Aim
Starting from the top of the material, restate each line exactly until the line that contains "import React from", which is also copied. Pictures are excluded.

Provided data
------------
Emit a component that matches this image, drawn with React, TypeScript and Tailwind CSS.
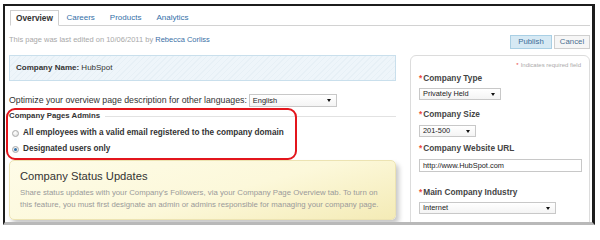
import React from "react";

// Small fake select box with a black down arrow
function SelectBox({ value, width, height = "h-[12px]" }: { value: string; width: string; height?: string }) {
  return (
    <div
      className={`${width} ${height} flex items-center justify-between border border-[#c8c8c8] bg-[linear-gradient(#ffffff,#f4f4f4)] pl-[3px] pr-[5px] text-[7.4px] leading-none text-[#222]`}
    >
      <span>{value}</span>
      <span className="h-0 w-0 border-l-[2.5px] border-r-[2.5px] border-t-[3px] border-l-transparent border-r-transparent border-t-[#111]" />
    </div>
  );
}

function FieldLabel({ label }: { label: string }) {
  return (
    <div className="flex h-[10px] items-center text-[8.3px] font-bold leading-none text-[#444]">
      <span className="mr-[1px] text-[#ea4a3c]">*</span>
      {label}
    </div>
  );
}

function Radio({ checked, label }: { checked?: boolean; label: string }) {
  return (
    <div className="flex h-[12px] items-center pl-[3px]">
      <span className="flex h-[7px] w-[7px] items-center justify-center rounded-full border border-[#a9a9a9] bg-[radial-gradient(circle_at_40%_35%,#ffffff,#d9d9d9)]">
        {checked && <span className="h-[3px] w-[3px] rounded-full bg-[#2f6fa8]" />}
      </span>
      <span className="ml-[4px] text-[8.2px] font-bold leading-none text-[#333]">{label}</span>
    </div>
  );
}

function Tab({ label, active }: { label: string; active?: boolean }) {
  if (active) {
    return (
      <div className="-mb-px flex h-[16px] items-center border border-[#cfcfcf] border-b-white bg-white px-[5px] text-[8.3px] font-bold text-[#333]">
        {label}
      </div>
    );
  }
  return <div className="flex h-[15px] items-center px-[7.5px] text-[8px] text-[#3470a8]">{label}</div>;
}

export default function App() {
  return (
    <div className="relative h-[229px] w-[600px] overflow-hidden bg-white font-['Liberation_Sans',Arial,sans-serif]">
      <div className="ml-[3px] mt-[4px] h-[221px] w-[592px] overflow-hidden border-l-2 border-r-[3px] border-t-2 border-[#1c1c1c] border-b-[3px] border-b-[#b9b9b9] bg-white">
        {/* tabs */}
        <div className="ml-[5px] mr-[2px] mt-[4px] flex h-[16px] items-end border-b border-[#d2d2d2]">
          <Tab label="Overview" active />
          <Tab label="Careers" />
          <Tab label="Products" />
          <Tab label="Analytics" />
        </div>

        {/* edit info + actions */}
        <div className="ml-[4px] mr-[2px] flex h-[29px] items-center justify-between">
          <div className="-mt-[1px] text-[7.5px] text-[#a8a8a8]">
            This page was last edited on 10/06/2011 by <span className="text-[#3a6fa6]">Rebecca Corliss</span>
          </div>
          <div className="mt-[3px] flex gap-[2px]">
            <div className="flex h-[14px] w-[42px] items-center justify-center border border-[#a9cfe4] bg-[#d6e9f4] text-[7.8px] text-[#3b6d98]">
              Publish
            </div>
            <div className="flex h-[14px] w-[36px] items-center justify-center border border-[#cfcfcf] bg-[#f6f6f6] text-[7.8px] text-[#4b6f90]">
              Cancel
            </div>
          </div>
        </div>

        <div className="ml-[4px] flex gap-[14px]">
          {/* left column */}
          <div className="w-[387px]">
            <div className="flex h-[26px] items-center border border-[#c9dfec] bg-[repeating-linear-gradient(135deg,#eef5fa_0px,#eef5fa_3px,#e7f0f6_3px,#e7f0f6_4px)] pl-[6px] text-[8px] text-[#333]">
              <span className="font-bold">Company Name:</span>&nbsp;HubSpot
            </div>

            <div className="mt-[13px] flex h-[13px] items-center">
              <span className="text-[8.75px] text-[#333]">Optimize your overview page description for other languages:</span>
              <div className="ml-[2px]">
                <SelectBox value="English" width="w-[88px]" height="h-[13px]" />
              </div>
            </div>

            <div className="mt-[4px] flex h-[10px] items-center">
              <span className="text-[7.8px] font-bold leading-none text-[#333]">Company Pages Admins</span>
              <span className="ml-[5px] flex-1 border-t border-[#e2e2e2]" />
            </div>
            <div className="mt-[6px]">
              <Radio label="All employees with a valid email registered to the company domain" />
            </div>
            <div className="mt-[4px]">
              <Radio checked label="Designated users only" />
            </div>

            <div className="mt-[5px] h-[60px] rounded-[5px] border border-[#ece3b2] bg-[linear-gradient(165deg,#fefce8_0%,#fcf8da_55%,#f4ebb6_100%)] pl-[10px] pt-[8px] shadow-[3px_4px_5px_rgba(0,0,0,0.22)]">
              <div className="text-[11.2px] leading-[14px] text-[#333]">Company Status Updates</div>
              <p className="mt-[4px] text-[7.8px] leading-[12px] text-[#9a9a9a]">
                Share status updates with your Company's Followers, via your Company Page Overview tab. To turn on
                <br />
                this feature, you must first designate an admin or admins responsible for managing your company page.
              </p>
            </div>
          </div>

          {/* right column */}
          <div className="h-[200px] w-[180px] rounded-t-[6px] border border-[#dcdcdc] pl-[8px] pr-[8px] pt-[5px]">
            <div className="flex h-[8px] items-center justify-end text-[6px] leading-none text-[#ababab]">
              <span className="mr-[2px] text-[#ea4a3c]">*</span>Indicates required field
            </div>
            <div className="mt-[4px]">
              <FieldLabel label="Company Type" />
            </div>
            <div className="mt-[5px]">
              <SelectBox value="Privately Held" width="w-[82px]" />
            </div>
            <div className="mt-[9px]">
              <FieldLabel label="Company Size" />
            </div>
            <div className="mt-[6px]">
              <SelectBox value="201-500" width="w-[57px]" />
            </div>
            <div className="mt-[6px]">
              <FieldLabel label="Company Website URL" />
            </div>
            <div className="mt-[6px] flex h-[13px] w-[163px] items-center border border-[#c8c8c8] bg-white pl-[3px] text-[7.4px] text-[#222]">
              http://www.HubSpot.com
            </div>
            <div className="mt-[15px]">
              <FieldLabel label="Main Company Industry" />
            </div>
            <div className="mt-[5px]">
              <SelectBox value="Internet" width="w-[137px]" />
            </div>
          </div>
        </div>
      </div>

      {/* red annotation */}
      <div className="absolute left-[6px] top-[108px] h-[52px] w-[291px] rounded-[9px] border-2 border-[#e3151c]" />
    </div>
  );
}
------------
Exercise answer
Emit a component that matches this image, drawn with React, TypeScript and Tailwind CSS.
import React from "react";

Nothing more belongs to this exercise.